Mais ce qui m'a le plus déçu, c'est la perception qu'au regard d'un des profs en particulier, Jacques Beauchemin s'était écarté de la rigueur méthodologique attendue d'un sociologue universitaire. Au lieu de produire une thèse aride de 600 pages accessible aux résidents de la tour d'ivoire, il avait publié un document citoyen, engagé, un texte d'opinion, d'à peine 160 pages et donc forcément incomplet… Ce collègue sociologue, se disant étonné, l'a même traité de romantique, et parlé de «lyrisme»…

Bien sûr, c'eut été plus facile pour Jacques Beauchemin de rédiger un document interminable, s'appuyant sur de nouvelles enquêtes, pesant les nuances des attitudes citoyennes par groupe d'âge et pas collectivité linguistique. Un document qu'une poignée d'universitaires aurait lu en entier (je suis loin d'être sûr que la majorité des gens à sa conférence de jeudi soir avaient décortiqué son livre de 160 pages…), et qu'avec un peu chance, quelques journalistes auraient évoqué dans Le Devoir ou ailleurs. Deux lignes de textes ajoutées au curriculum vitae et quelques félicitations de collègues…

Mais quand une «vérité» secoue les tripes, même un professeur - surtout un vétéran - doit se présenter sur la place publique et «mettre son nez dans la poussière de nos villes»… Jacques Beauchemin l'a fait, s'est exposé à la critique... et elle est venue, drue, parfois acerbe. C'est le prix à payer quand on lance son message sur le trottoir au lieu d'enseigner dans un auditorium universitaire. C'est un risque à prendre, et il faut une certaine dose de courage.

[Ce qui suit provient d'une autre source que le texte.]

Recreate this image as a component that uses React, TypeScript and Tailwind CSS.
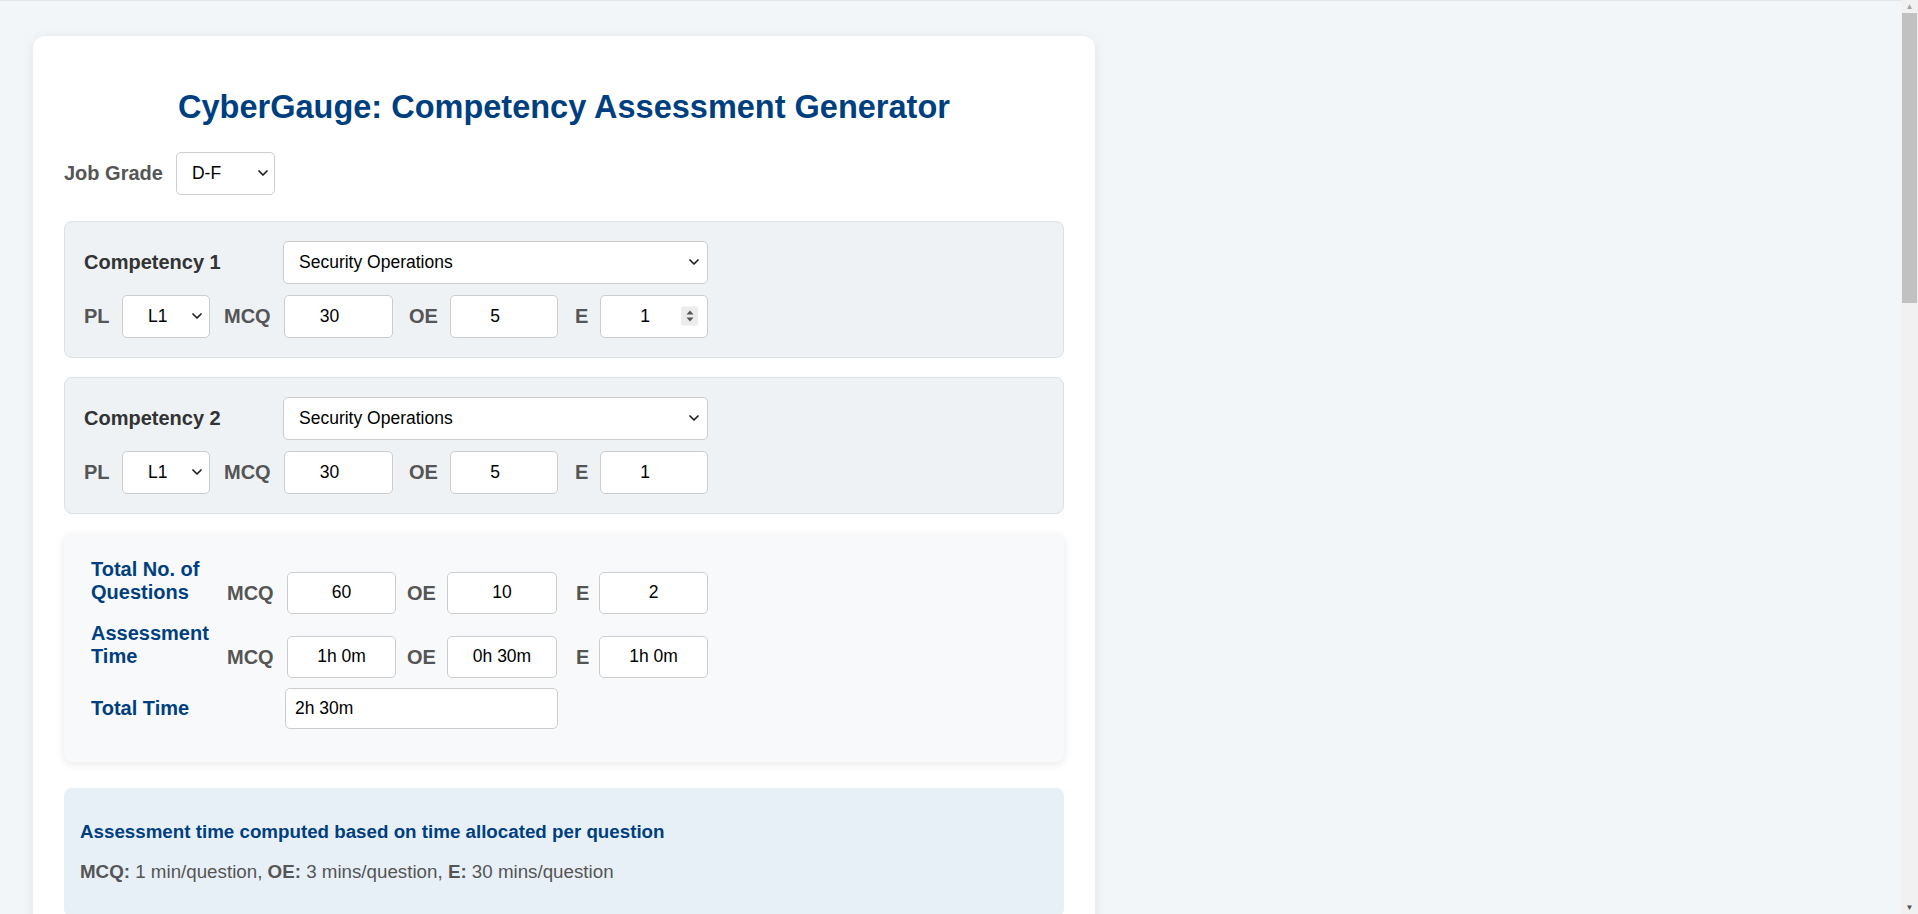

Mais les sociologues et les politicologues sont également citoyens, comme l'ensemble de la population trop souvent mal informée quand vient le temps de s'exprimer à une élection ou à un référendum. Si, au terme de leur carrière ou même avant, il arrive à ces sociologues et politicologues de détenir des connaissances ou des «vérités» susceptibles d'éclairer des choix fondamentaux de la nation, rester bien assis dans leur tour d'ivoire serait impardonnable.

Le silence serait pire que l'erreur.